US-China trade war will drag down global economy growth: IMF

Washington: The trade war between the United States and China will drag the global economy down with the gloomiest growth forecast for 2019 and 2020 since the financial crisis, warned the International Monetary Fund.

Predictions estimate the world economy will grow by only 3 per cent in 2019 picking up to 3.4 per cent by 2020, a considerable slowdown from 2017’s 3.8 per cent growth.

“This subdued growth is a consequence of rising trade barriers, elevated uncertainty surrounding trade and geopolitics, idiosyncratic factors causing macroeconomic strain in several emerging market economies, and structural factors, such as low productivity growth and aging demographics in advanced economies,” IMF chief economist Gita Gopinath, said while presenting the Global Economic Outlook report Tuesday, Efe news reported.

The report added that the slowdown in global growth is partly linked to and easing of monetary policy in advanced and emerging economies. Both China and the US have had their growth forecasts lowered.

“A notable feature of the sluggish growth in 2019 is the sharp and geographically broad-based slowdown in manufacturing and global trade,” the economist added. According to IMF projections, China will grow 6.1 per cent this year and 5.8 per cent in 2020, well below 6.6 per cent growth in 2018.

The decline of China’s growth rate is not exclusively due to tariff hikes but also reflects the lower domestic demand after measures to curb debt were rolled out. The US will grow by 2.4 per cent in 2019 and 2.1 per cent in 2020.

The detrimental effects of trade uncertainty have affected investment although employment and consumption are stable thanks to policy stimulus, the report added. The struggle between Washington and Beijing, which has been going on for more than a year, is having an increasingly international impact.

By 2020, the commercial war between the two will reduce global GDP by 0.8 per cent, according to the agency’s calculations.

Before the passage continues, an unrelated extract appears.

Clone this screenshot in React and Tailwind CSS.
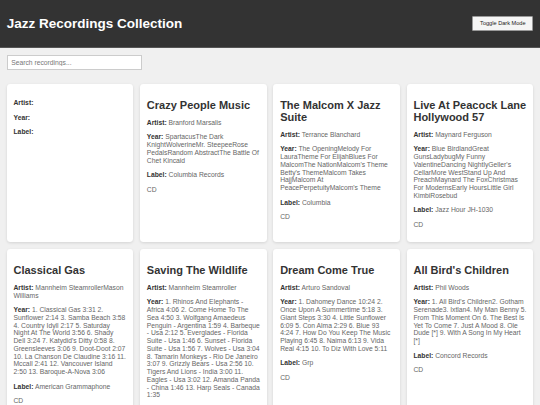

The eurozone will grow by 1.2 per cent in 2019 and 1.4 per cent in 2020 affected by the worsening of forecasts in Germany and Italy.

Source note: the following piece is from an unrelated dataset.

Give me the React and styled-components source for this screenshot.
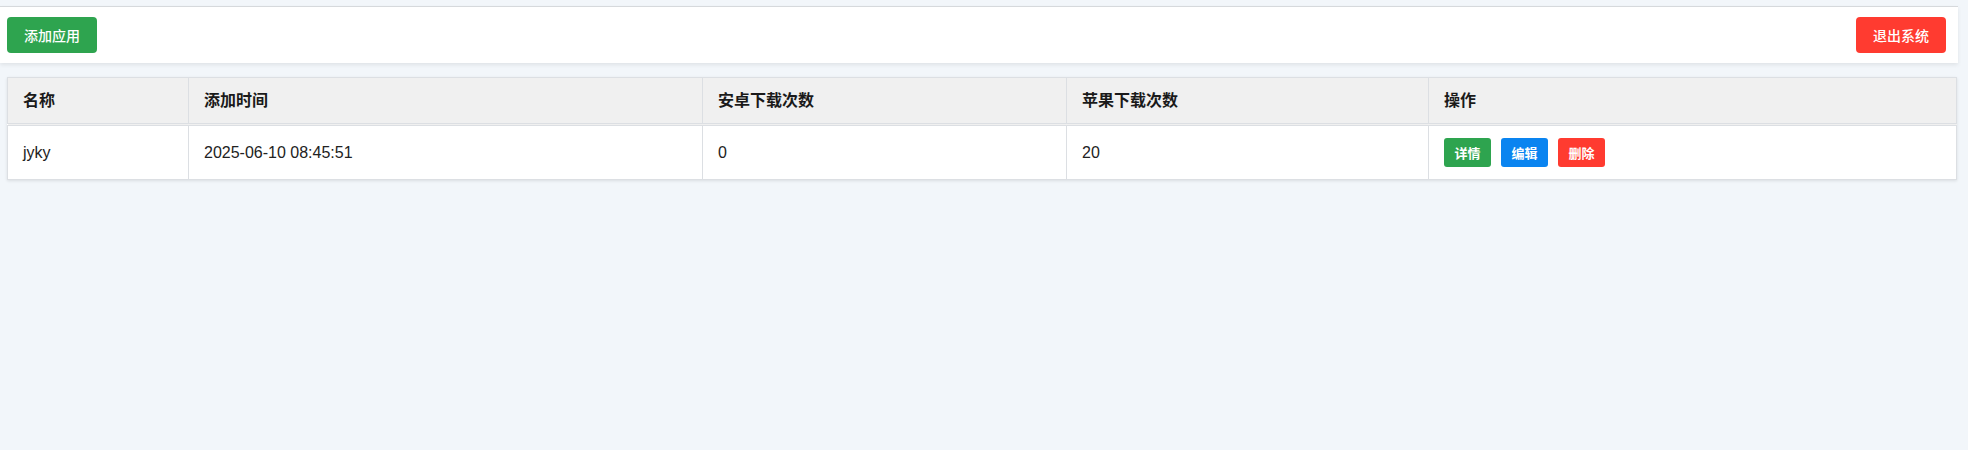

“In the euro area, growth has been downgraded due to weak exports, while Brexit-related uncertainty continues to weaken growth in the United Kingdom,” the report added.

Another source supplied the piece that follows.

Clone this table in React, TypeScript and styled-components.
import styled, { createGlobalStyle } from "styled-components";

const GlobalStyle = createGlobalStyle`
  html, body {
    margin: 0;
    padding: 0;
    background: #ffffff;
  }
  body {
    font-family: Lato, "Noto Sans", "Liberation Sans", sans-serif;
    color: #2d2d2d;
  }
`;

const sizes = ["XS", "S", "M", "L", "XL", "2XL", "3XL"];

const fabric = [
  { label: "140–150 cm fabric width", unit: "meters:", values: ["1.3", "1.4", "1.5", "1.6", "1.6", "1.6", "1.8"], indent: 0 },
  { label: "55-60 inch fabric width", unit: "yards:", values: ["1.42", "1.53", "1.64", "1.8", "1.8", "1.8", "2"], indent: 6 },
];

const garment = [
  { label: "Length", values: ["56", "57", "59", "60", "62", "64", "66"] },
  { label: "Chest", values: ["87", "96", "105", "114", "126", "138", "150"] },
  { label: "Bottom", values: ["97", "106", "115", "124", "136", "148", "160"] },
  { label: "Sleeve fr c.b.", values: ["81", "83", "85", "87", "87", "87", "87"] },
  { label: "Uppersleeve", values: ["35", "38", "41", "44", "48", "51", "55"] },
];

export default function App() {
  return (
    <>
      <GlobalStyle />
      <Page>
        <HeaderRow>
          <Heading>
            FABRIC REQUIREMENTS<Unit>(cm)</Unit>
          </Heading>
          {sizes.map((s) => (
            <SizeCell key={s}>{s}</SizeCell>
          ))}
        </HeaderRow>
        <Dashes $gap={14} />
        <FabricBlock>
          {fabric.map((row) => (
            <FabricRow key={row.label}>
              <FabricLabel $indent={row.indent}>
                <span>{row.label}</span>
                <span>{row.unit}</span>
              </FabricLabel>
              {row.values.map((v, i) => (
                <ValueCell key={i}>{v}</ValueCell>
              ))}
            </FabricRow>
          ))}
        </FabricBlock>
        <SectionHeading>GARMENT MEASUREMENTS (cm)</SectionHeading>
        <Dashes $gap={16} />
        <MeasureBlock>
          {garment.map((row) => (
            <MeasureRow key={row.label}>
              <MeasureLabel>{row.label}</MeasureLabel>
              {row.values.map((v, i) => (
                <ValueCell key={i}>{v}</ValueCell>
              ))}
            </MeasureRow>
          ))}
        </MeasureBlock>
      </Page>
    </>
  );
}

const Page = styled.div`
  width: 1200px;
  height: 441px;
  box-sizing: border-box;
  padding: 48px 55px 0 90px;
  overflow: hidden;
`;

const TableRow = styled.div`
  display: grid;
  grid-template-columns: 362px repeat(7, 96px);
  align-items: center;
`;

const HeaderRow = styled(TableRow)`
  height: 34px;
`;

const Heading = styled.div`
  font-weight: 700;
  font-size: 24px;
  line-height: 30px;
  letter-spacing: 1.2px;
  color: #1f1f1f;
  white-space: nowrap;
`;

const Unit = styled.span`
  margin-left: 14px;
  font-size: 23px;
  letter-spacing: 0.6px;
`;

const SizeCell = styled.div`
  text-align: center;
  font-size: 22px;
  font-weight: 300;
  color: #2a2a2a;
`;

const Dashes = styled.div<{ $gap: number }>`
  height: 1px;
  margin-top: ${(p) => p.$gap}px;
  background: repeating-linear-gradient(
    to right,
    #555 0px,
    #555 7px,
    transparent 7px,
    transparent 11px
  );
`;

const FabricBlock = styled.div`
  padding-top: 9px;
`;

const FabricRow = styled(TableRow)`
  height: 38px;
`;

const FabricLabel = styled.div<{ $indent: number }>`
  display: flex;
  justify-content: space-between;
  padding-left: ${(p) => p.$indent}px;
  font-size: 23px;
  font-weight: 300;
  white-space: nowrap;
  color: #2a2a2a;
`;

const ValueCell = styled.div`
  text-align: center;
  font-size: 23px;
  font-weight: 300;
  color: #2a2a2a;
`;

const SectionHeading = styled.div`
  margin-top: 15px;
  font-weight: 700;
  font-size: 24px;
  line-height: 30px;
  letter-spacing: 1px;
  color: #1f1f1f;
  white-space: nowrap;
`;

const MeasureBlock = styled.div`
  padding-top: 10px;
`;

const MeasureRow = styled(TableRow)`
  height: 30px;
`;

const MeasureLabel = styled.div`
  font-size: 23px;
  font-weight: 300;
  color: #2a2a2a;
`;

Some of the most considerable growth downgrades are in advanced Asian economies including Hong Kong, Korea and Singapore due to China’s slowdown and the spill-over effects of the trade war, the fund said.

Japan will continue to experience very low growth rates, with a forecast of 0.9 per cent in 2019 and 0.5 per cent in 2020, while Latin America’s economy is expected to stagnate this year with a GDP for the entire region of 0.2 per cent.

Two of the continent’s major economies, Brazil and Mexico, are expected to grow less than in 2018 which paired with the crisis in Argentina and Venezuela explain the low GDP growth forecast for Latin America.

Other countries that will have weaker economies are Russia, with an estimated growth of 1.1 per cent this year and 1.9 per cent next year, and Saudi Arabia with just 0.2 per cent projected growth for this year due to low oil prices

“With a synchronized slowdown and uncertain recovery, the global outlook remains precarious,” Gopinath said.

“At 3 per cent growth, there is no room for policy mistakes and an urgent need for policymakers to cooperatively deescalate trade and geopolitical tensions.”